A la traición se le suma la infamia de una movida como ésta. Quienes luchamos por una Latinoamérica unida y en marcha hacia su segunda y definitiva independencia no podemos sino expresar nuestro más enérgico repudio a los nefastos designios del actual gobierno ecuatoriano y la confianza en el pueblo de ese país que sabrá desbaratar esa maniobra. En la primera nota que escribí a propósito de la trascendental elección presidencial de Febrero del 2017 dije que en Ecuador se libraba una nueva batalla de Stalingrado, decisiva no sólo para su futuro sino del de toda América Latina.

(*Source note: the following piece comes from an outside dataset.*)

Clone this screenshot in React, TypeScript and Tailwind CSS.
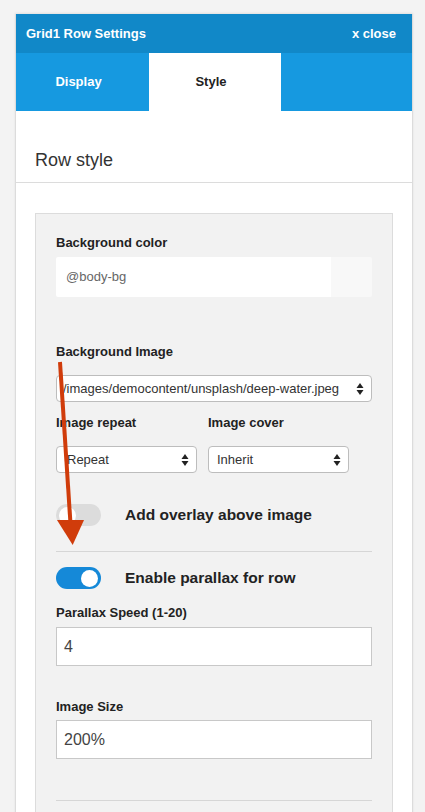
import React from "react";

const font = { fontFamily: '"Liberation Sans", Arial, Helvetica, sans-serif' };

function SelectArrows() {
  return (
    <svg width="8" height="14" viewBox="0 0 8 14" className="shrink-0">
      <path d="M4 1 L7.5 6 L0.5 6 Z" fill="#222" />
      <path d="M4 13 L7.5 8 L0.5 8 Z" fill="#222" />
    </svg>
  );
}

function FakeSelect({ value, className, textClass }: { value: string; className: string; textClass: string }) {
  return (
    <div
      className={`h-[27px] flex items-center justify-between bg-white border border-[#bdbdbd] rounded-[4px] pr-[7px] overflow-hidden ${className}`}
    >
      <span className={`text-[13px] text-[#333] whitespace-nowrap ${textClass}`}>{value}</span>
      <SelectArrows />
    </div>
  );
}

function Toggle({ on }: { on: boolean }) {
  return (
    <div
      className={`w-[45px] h-[22px] rounded-full flex items-center px-[3px] shrink-0 ${
        on ? "bg-[#1589d8] justify-end" : "bg-[#dcdcdc] justify-start"
      }`}
    >
      <div className="w-[17px] h-[17px] rounded-full bg-white" />
    </div>
  );
}

export default function App() {
  return (
    <div className="relative min-h-[900px] bg-[#f3f3f3] pt-[14px]" style={font}>
      <div className="ml-[15px] w-[398px] bg-white border-x border-[#dcdcdc] shadow-[0_-1px_2px_rgba(0,0,0,0.08)]">
        {/* Header */}
        <div className="h-[39px] bg-[#1188c8] flex items-center justify-between pl-[10px] pr-[16px]">
          <span className="text-white font-bold text-[13px]">Grid1 Row Settings</span>
          <span className="text-white font-bold text-[13px]">x close</span>
        </div>
        {/* Tabs */}
        <div className="h-[58px] flex bg-[#1699e0]">
          <div className="w-[133px] flex items-center justify-center pr-[8px] text-white font-bold text-[13px]">
            Display
          </div>
          <div className="w-[132px] bg-white flex items-center justify-center pr-[8px] text-[#222] font-bold text-[13px]">
            Style
          </div>
          <div className="flex-1" />
        </div>
        {/* Heading */}
        <div className="pt-[38px] pb-[11px] pl-[19px] border-b border-[#dcdcdc]">
          <div className="text-[18px] leading-[22px] text-[#333]">Row style</div>
        </div>
        {/* Body */}
        <div className="pt-[30px] px-[19px] pb-[40px]">
          <div className="bg-[#f2f2f2] border border-[#dcdcdc] px-[20px] pt-[21px] pb-[60px]">
            <div className="text-[13px] leading-[16px] font-bold text-[#222]">Background color</div>
            <div className="mt-[6px] h-[40px] flex rounded-[2px] overflow-hidden">
              <div className="flex-1 bg-white flex items-center pl-[10px] text-[13px] text-[#666]">@body-bg</div>
              <div className="w-[41px] bg-[#f8f8f8]" />
            </div>

            <div className="mt-[47px] text-[13px] leading-[16px] font-bold text-[#222]">Background Image</div>
            <FakeSelect
              value="/images/democontent/unsplash/deep-water.jpeg"
              className="mt-[15px] w-full"
              textClass="pl-[6px]"
            />

            <div className="mt-[13px] flex gap-[11px]">
              <div className="w-[141px]">
                <div className="text-[13px] leading-[16px] font-bold text-[#222]">Image repeat</div>
                <FakeSelect value="Repeat" className="mt-[15px] w-full" textClass="pl-[10px]" />
              </div>
              <div className="w-[141px]">
                <div className="text-[13px] leading-[16px] font-bold text-[#222]">Image cover</div>
                <FakeSelect value="Inherit" className="mt-[15px] w-full" textClass="pl-[8px]" />
              </div>
            </div>

            <div className="mt-[31px] h-[22px] flex items-center">
              <Toggle on={false} />
              <span className="ml-[24px] text-[15.5px] leading-[20px] font-bold text-[#222]">
                Add overlay above image
              </span>
            </div>

            <div className="mt-[25px] border-t border-[#d6d6d6]" />

            <div className="mt-[15px] h-[22px] flex items-center">
              <Toggle on={true} />
              <span className="ml-[24px] text-[15.5px] leading-[20px] font-bold text-[#222]">
                Enable parallax for row
              </span>
            </div>

            <div className="mt-[16px] text-[13px] leading-[16px] font-bold text-[#222]">Parallax Speed (1-20)</div>
            <div className="mt-[6px] h-[39px] bg-white border border-[#c8c8c8] flex items-center pl-[7px] text-[16px] text-[#444]">
              4
            </div>

            <div className="mt-[33px] text-[13px] leading-[16px] font-bold text-[#222]">Image Size</div>
            <div className="mt-[5px] h-[39px] bg-white border border-[#c8c8c8] flex items-center pl-[7px] text-[16px] text-[#444]">
              200%
            </div>

            <div className="mt-[41px] border-t border-[#d6d6d6]" />
          </div>
        </div>
      </div>

      {/* Annotation arrow */}
      <svg className="absolute left-0 top-0 pointer-events-none" width="425" height="812" viewBox="0 0 425 812">
        <line x1="60" y1="362" x2="70.5" y2="524" stroke="#d03c0b" strokeWidth="4" />
        <path d="M57 520 L84 520 L72.7 545 Z" fill="#d03c0b" />
      </svg>
    </div>
  );
}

Respiramos aliviados cuando se derrotó al candidato del viejo régimen, representante del país oprimido por una voraz oligarquía y sus mentores del norte. Pero jamás imaginamos que en el valiente ejército ciudadano que consagró la victoria de Moreno había un “caballo de Troya”, una quinta columna dispuesta a traicionar no sólo al líder popular del Ecuador sino al proyecto de transformación que él encarnaba. Si el pueblo ecuatoriano llegara a respaldar la propuesta de Moreno en su referendo, si llegara a triunfar el SI ese país se internaría, para su desgracia, en la misma senda opresora, decadente y violenta abierta por Mauricio Macri en la Argentina. Una sobria mirada a lo que está ocurriendo en mi país debería ser suficiente para persuadir a las ecuatorianas y los ecuatorianos de la necesidad de evitar tan nefasto desenlace. El triunfo del NO en las tres preguntas claves del referendo abriría en cambio las puertas para el renacer de una esperanza hoy ensombrecida por el oprobio de una traición.